🤖 AI Summary
This work addresses the problem of high-confidence erroneous answers in chain-of-thought reasoning by proposing the first conformal aggregation method with finite-sample guarantees. The approach aggregates multiple reasoning chains through weighted scoring at inference time and dynamically decides whether to abstain from answering to control the confidence error rate. Requiring no model retraining, it integrates self-consistency sampling with inference-time calibration, revealing that score separability is a key condition for improving selection accuracy. Notably, the method can predict accuracy gains using only calibration data. On GSM8K, it achieves a 90.1% selection accuracy with an abstention rate below 5%, substantially outperforming majority voting baselines (82%) and consistently meeting target error rates across diverse models and benchmarks.
📝 Abstract
Chain-of-thought (CoT) reasoning with self-consistency improves performance by aggregating multiple sampled reasoning paths. In this setting, correctness is no longer tied to a single reasoning trace but to the aggregation rule over a pool of candidate paths, making aggregation uncertainty the central challenge. This issue is critical where confidently incorrect answers are far more costly than abstentions. We introduce a conformal procedure for CoT reasoning that directly addresses aggregation uncertainty.
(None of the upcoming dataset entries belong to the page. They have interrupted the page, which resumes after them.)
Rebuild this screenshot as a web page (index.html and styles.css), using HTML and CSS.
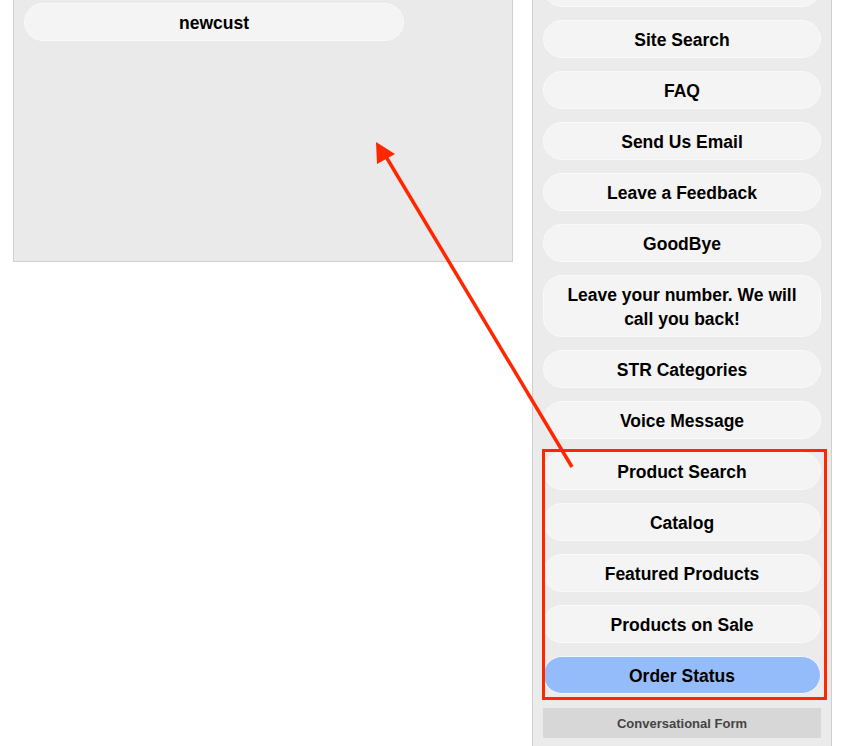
FILE: index.html
```html
<!DOCTYPE html>
<html lang="en">

<head>
	<meta charset="UTF-8">
	<title>Chat Menu</title>
	<link rel="stylesheet" href="styles.css">
</head>

<body>
	<div class="page">
		<section class="chat">
			<button class="pill pill-wide">newcust</button>
		</section>
		<aside class="menu">
			<button class="pill">&nbsp;</button>
			<button class="pill">Site Search</button>
			<button class="pill">FAQ</button>
			<button class="pill">Send Us Email</button>
			<button class="pill">Leave a Feedback</button>
			<button class="pill">GoodBye</button>
			<button class="pill">Leave your number. We will call you back!</button>
			<button class="pill">STR Categories</button>
			<button class="pill">Voice Message</button>
			<button class="pill">Product Search</button>
			<button class="pill">Catalog</button>
			<button class="pill">Featured Products</button>
			<button class="pill">Products on Sale</button>
			<button class="pill pill-active">Order Status</button>
			<div class="form-bar">Conversational Form</div>
		</aside>
	</div>

	<!-- annotation overlay -->
	<div class="highlight"></div>
	<svg class="arrow" width="842" height="746" viewBox="0 0 842 746">
		<line x1="572" y1="467" x2="385" y2="155" stroke="#ff2600" stroke-width="3.5" />
		<polygon points="376,142 395,154 377,164" fill="#ff2600" />
	</svg>
</body>

</html>
```

FILE: styles.css
```css
*:root {
	--panel: #eaeaea;
	--panel-border: #cfcfcf;
	--pill: #f4f4f4;
	--pill-border: #fafafa;
	--active: #95bcfa;
	--mark: #ff2600;
}

* {
	padding: 0;
	margin: 0;
	box-sizing: border-box;
}

html,
body {
	height: 100%;
	overflow: hidden;
	background: white;
}

body {
	font-family: "Liberation Sans", Arial, sans-serif;
	position: relative;
}

.page {
	display: flex;
	flex-flow: row nowrap;
	align-items: flex-start;
	padding-left: 13px;
	gap: 19px;
}

.chat {
	flex: 0 0 500px;
	height: 270px;
	margin-top: -8px;
	padding: 10px;
	background-color: var(--panel);
	border: 1px solid var(--panel-border);
	display: flex;
	flex-flow: column nowrap;
	align-items: flex-start;
}

.menu {
	flex: 0 0 300px;
	margin-top: -42px;
	padding: 10px 10px 20px 10px;
	background-color: #ebebeb;
	border: 1px solid var(--panel-border);
	display: flex;
	flex-flow: column nowrap;
	gap: 13px;
}

.pill {
	display: block;
	width: 100%;
	padding: 7px 12px 5px 12px;
	font-family: inherit;
	font-size: 17.5px;
	font-weight: bold;
	line-height: 24px;
	color: black;
	text-align: center;
	background-color: var(--pill);
	border: 1px solid var(--pill-border);
	border-radius: 19px;
}

.pill-wide {
	width: 380px;
}

.pill-active {
	background-color: var(--active);
	border-color: #f2f6ff;
}

.form-bar {
	height: 30px;
	margin-top: 1px;
	display: flex;
	align-items: center;
	justify-content: center;
	background-color: #d7d7d7;
	color: #444;
	font-size: 13px;
	font-weight: bold;
}

.highlight {
	position: absolute;
	left: 542px;
	top: 449px;
	width: 285px;
	height: 251px;
	border: 3px solid var(--mark);
	pointer-events: none;
}

.arrow {
	position: absolute;
	left: 0;
	top: 0;
	pointer-events: none;
}
```
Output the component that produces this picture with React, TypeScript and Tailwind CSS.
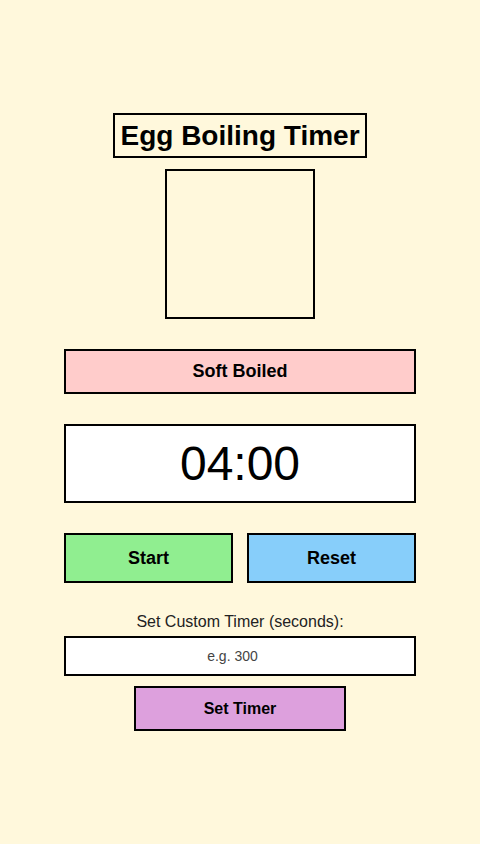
export default function App() {
  return (
    <div
      className="min-h-[844px] w-full bg-[#fff8dc] text-black"
      style={{ fontFamily: '"Liberation Sans", Arial, sans-serif' }}
    >
      <div className="mx-auto flex w-[352px] flex-col items-center pt-[113px]">
        <h1 className="flex h-[45px] items-center border-2 border-black px-[5px] text-[28px] font-bold leading-none">
          Egg Boiling Timer
        </h1>

        <div className="mt-[11px] h-[150px] w-[150px] border-2 border-black" />

        <button className="mt-[30px] h-[45px] w-full border-2 border-black bg-[#ffcccb] text-[18px] font-bold">
          Soft Boiled
        </button>

        <div className="mt-[30px] flex h-[79px] w-full items-center justify-center border-2 border-black bg-white text-[48px] leading-none">
          04:00
        </div>

        <div className="mt-[30px] grid w-full grid-cols-2 gap-[14px]">
          <button className="h-[50px] border-2 border-black bg-[#90ee90] text-[18px] font-bold">
            Start
          </button>
          <button className="h-[50px] border-2 border-black bg-[#87cefa] text-[18px] font-bold">
            Reset
          </button>
        </div>

        <label className="mt-[30px] text-[16px] leading-[18px] text-[#222]">
          Set Custom Timer (seconds):
        </label>

        <input
          type="number"
          placeholder="e.g. 300"
          className="mt-[5px] h-[40px] w-full border-2 border-black bg-white text-center text-[14px] placeholder:text-[#444]"
        />

        <button className="mt-[10px] h-[45px] w-[212px] border-2 border-black bg-[#dda0dd] text-[16px] font-bold">
          Set Timer
        </button>
      </div>
    </div>
  );
}
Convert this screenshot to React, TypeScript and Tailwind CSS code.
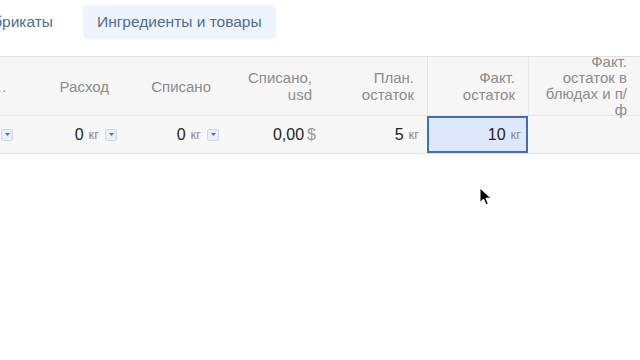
import React from "react";

type Col = { w: string; title: React.ReactNode };

const cols: Col[] = [
  { w: "w-[20px]", title: "…" },
  { w: "w-[102px]", title: "Расход" },
  { w: "w-[102px]", title: "Списано" },
  { w: "w-[101px]", title: <>Списано,<br />usd</> },
  { w: "w-[102px]", title: <>План.<br />остаток</> },
  { w: "w-[101px]", title: <>Факт.<br />остаток</> },
  { w: "w-[112px]", title: <>Факт.<br />остаток в<br />блюдах и п/<br />ф</> },
];

function DropBtn() {
  return (
    <span className="ml-[6px] inline-flex h-[12px] w-[12px] items-center justify-center rounded-[2px] border border-[#cdd9ea] bg-[#e6eef9]">
      <svg width="5" height="3" viewBox="0 0 5 3">
        <path d="M0 0h5L2.5 3z" fill="#5a6f8a" />
      </svg>
    </span>
  );
}

function Qty({ v, drop }: { v: string; drop?: boolean }) {
  return (
    <span className="flex items-center">
      <span className="text-[16px] text-[#222]">{v}</span>
      <span className="ml-[5px] text-[13px] text-[#8a8a8a]">кг</span>
      {drop && <DropBtn />}
    </span>
  );
}

function Cursor() {
  return (
    <svg className="absolute left-[479px] top-[187px]" width="13" height="19" viewBox="0 0 13 19">
      <path
        d="M1 1v14.5l3.6-3.4 2.4 5.6 2.3-1-2.4-5.5h5.1z"
        fill="#000"
        stroke="#fff"
        strokeWidth="1"
        strokeLinejoin="round"
      />
    </svg>
  );
}

export default function App() {
  return (
    <div className="relative h-[360px] w-[640px] overflow-hidden bg-white font-['Liberation_Sans',Arial,sans-serif]">
      {/* Tabs */}
      <div className="flex h-[56px] items-start pt-[5px]">
        <div className="flex h-[34px] w-[53px] items-center justify-end overflow-hidden">
          <span className="shrink-0 whitespace-nowrap text-[15.5px] text-[#4f6e8e]">Полуфабрикаты</span>
        </div>
        <div className="ml-[30px] flex h-[34px] items-center rounded-[5px] bg-[#eef4fc] px-[14px]">
          <span className="whitespace-nowrap text-[15.5px] text-[#4f6e8e]">Ингредиенты и товары</span>
        </div>
      </div>

      {/* Table */}
      <div className="border-t border-[#e2e2e2]">
        <div className="flex h-[59px] border-b border-[#e6e6e6] bg-[#f6f6f6]">
          {cols.map((c, i) => (
            <div
              key={i}
              className={`${c.w} flex shrink-0 items-center justify-end pr-[13px] text-right text-[15px] text-[#8c8c8c] ${
                i === 5 || i === 6 ? "border-l border-[#e6e6e6]" : ""
              } ${i === 6 ? "leading-[16px]" : "leading-[17px]"}`}
            >
              <span className="whitespace-nowrap">{c.title}</span>
            </div>
          ))}
        </div>
        <div className="flex h-[38px] border-b border-[#e2e2e2] bg-[#f7f7f7]">
          <div className="flex w-[20px] shrink-0 items-center justify-end pr-[7px]">
            <span className="-ml-[6px] flex"><DropBtn /></span>
          </div>
          <div className="flex w-[102px] shrink-0 items-center justify-end pr-[5px]">
            <Qty v="0" drop />
          </div>
          <div className="flex w-[102px] shrink-0 items-center justify-end pr-[5px]">
            <Qty v="0" drop />
          </div>
          <div className="flex w-[101px] shrink-0 items-center justify-end pr-[9px]">
            <span className="text-[16px] text-[#222]">0,00</span>
            <span className="ml-[3px] text-[16px] text-[#9a9a9a]">$</span>
          </div>
          <div className="flex w-[102px] shrink-0 items-center justify-end pr-[8px]">
            <Qty v="5" />
          </div>
          <div className="flex w-[101px] shrink-0 items-center justify-end border-2 border-[#3f72b5] bg-[#dde9fb] pr-[5px]">
            <Qty v="10" />
          </div>
          <div className="w-[112px] shrink-0" />
        </div>
      </div>

      <Cursor />
    </div>
  );
}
Our approach replaces majority voting with weighted score aggregation over reasoning paths and calibrates an abstention rule using conformal risk control. This approach leads to finite-sample guarantees on the confident-error rate--the probability that the system answers and is wrong. We further identify score separability as the key condition under which abstention provably improves selective accuracy, and derive closed-form expressions that predict accuracy gains from calibration data alone. The method is fully inference-time, and requires no retraining. Across four benchmarks, four open-source models, and three score classes, realized confident-error rates are consistent with the prescribed targets up to calibration-split and test-set variability. Our method achieves $90.1\%$ selective accuracy on GSM8K by abstaining on less than $5\%$ of problems, compared with $82\%$ accuracy under majority-voting baseline.